Weasel wording has a way of backfiring

I don’t believe I’ve ever read anything written by a weasel, but the use of something known as weasel wording is far too prevalent in business and the public square. Many users see it as a clever way to mislead their audiences, but what it really does is diminish their credibility.

Weasel wording is what happens when individuals and organizations want you to think they’ve said something clear or meaningful when they really haven’t said anything at all. Simply put, weasel wording makes you feel better about the situation or the source of the phrase … as long as you don’t think about it very deeply.

A common example is a company’s response when something bad happens, such as when a major retailer’s security guard zaps a grandmotherly type with a taser because she accidentally dropped something in her purse instead of the shopping cart (I don’t know if that has ever actually happened, but it sounds completely plausible and mildly entertaining).

Instead of simply coming clean and admitting the company just did something wrong, the CEO says something about the unfortunate incident, probably passive-aggressively implying Granny brought it upon herself based on her action.

Another example is when after the CEO gets caught in a compromising position, we hear he’s going to “step aside.” That sounds so much nicer than “fired” or “resigned,” but is it as honest? Does it make you think he could easily step in again?

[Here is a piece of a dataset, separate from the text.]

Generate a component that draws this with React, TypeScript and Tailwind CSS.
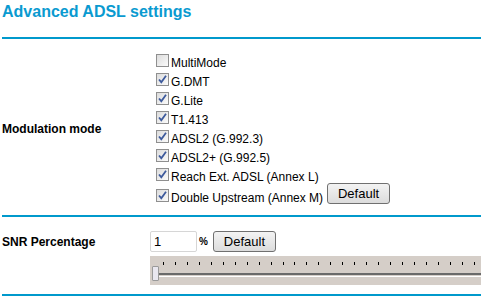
import React from "react";

const MODES = [
  { label: "MultiMode", checked: false },
  { label: "G.DMT", checked: true },
  { label: "G.Lite", checked: true },
  { label: "T1.413", checked: true },
  { label: "ADSL2 (G.992.3)", checked: true },
  { label: "ADSL2+ (G.992.5)", checked: true },
  { label: "Reach Ext. ADSL (Annex L)", checked: true },
];

const TICKS = Array.from({ length: 27 }, (_, i) => i);

function Check({ checked }: { checked: boolean }) {
  return (
    <span className="ml-[3px] mr-[2px] flex h-[13px] w-[13px] shrink-0 items-center justify-center border border-[#8f8f8f] bg-gradient-to-br from-[#dcdcdc] to-[#fbfbfb]">
      {checked && (
        <svg width="11" height="11" viewBox="0 0 11 11">
          <path d="M2 5.5 L4.3 8.2 L9 1.8" fill="none" stroke="#3d5a9c" strokeWidth="1.8" />
        </svg>
      )}
    </span>
  );
}

function DefaultButton() {
  return (
    <button className="h-[21px] w-[63px] rounded-[3px] border border-[#707070] bg-gradient-to-b from-[#f3f3f3] to-[#dcdcdc] text-[13px] leading-none text-black">
      Default
    </button>
  );
}

export default function App() {
  return (
    <div className="h-[302px] w-[485px] bg-white pl-[2px] font-['Liberation_Sans',Arial,sans-serif] text-[12px] text-black">
      <div className="w-[479px]">
        <h1 className="h-[37px] pt-[2px] text-[16px] font-bold leading-[20px] text-[#0a9ad0]">Advanced ADSL settings</h1>

        {/* Modulation */}
        <div className="flex items-center border-t-2 border-[#0099cc] pt-[12px] pb-[9px]">
          <div className="w-[151px] font-bold">Modulation mode</div>
          <div className="flex flex-col">
            {MODES.map((m) => (
              <div key={m.label} className="flex h-[19px] items-start">
                <div className="mt-[3px]">
                  <Check checked={m.checked} />
                </div>
                <span className="mt-[5px] leading-[14px]">{m.label}</span>
              </div>
            ))}
            <div className="flex h-[22px] items-start">
              <div className="mt-[5px]">
                <Check checked />
              </div>
              <span className="mr-[4px] mt-[7px] leading-[14px]">Double Upstream (Annex M)</span>
              <div className="-mt-px">
                <DefaultButton />
              </div>
            </div>
          </div>
        </div>

        {/* SNR */}
        <div className="flex items-start border-t-2 border-[#0099cc] pt-[14px] pb-[9px]">
          <div className="flex h-[21px] w-[148px] items-center font-bold">SNR Percentage</div>
          <div className="flex flex-1 flex-col">
            <div className="flex items-center">
              <input
                defaultValue="1"
                className="h-[21px] w-[47px] rounded-[2px] border border-[#d6d6d6] px-[3px] text-[13px] outline-none"
              />
              <span className="ml-[2px] mr-[5px] text-[10px] font-bold">%</span>
              <DefaultButton />
            </div>
            <div className="relative mt-[4px] h-[29px] bg-[#d5cec8]">
              <div className="flex justify-between pl-[13px] pr-[6px] pt-[6px]">
                {TICKS.map((t) => (
                  <span key={t} className="h-[3px] w-px bg-black" />
                ))}
              </div>
              <div className="ml-[2px] mt-[8px] h-[2px] bg-[#6a6a6a]" />
              <div className="ml-[2px] mt-px h-px bg-white" />
              <span className="absolute left-[2px] top-[10px] h-[15px] w-[7px] rounded-[1px] border border-[#9a9a9a] bg-[#e9e7ef]" />
            </div>
          </div>
        </div>
        <div className="h-[2px] bg-[#0099cc]" />
      </div>
    </div>
  );
}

Political figures are quite adept at its use, particularly when they want to imply something is true even though they know it’s not. Phrases such as “I hear many good people are saying …” or “I’m told there’s a problem with …” are deft ways of claiming something is true in the complete absence of any proof. Plus, that kind of weasel wording is also completely deniable. “Oh, I didn’t say Mr. Jones was a lying criminal. I simply conveyed that other people have said that. Which people? Oh, many, many people I’m sure.”

Accusing weasels of shifty wording first appeared in print in the early 1900s, but is actually rooted in an ancient Roman poem, in which a lying servant is turned into a weasel. Weasels have long been associated with sneakiness, so weasel words came to be sneaky ways to appear to make statements without really being held accountable.

It’s easy to spot many weasel words. For example, if the sentence begins with “experts say” or “research shows,” it’s likely you’re not being told the whole story. And when a political figure says, “to be honest with you,” aren’t they implying that everything else they’ve told you is a lie?

Keep your eyes and ears open for those sneaky weasels … and don’t be afraid to ask for clarification. If the weasels look nervous, you’ll know you’re getting closer to the truth.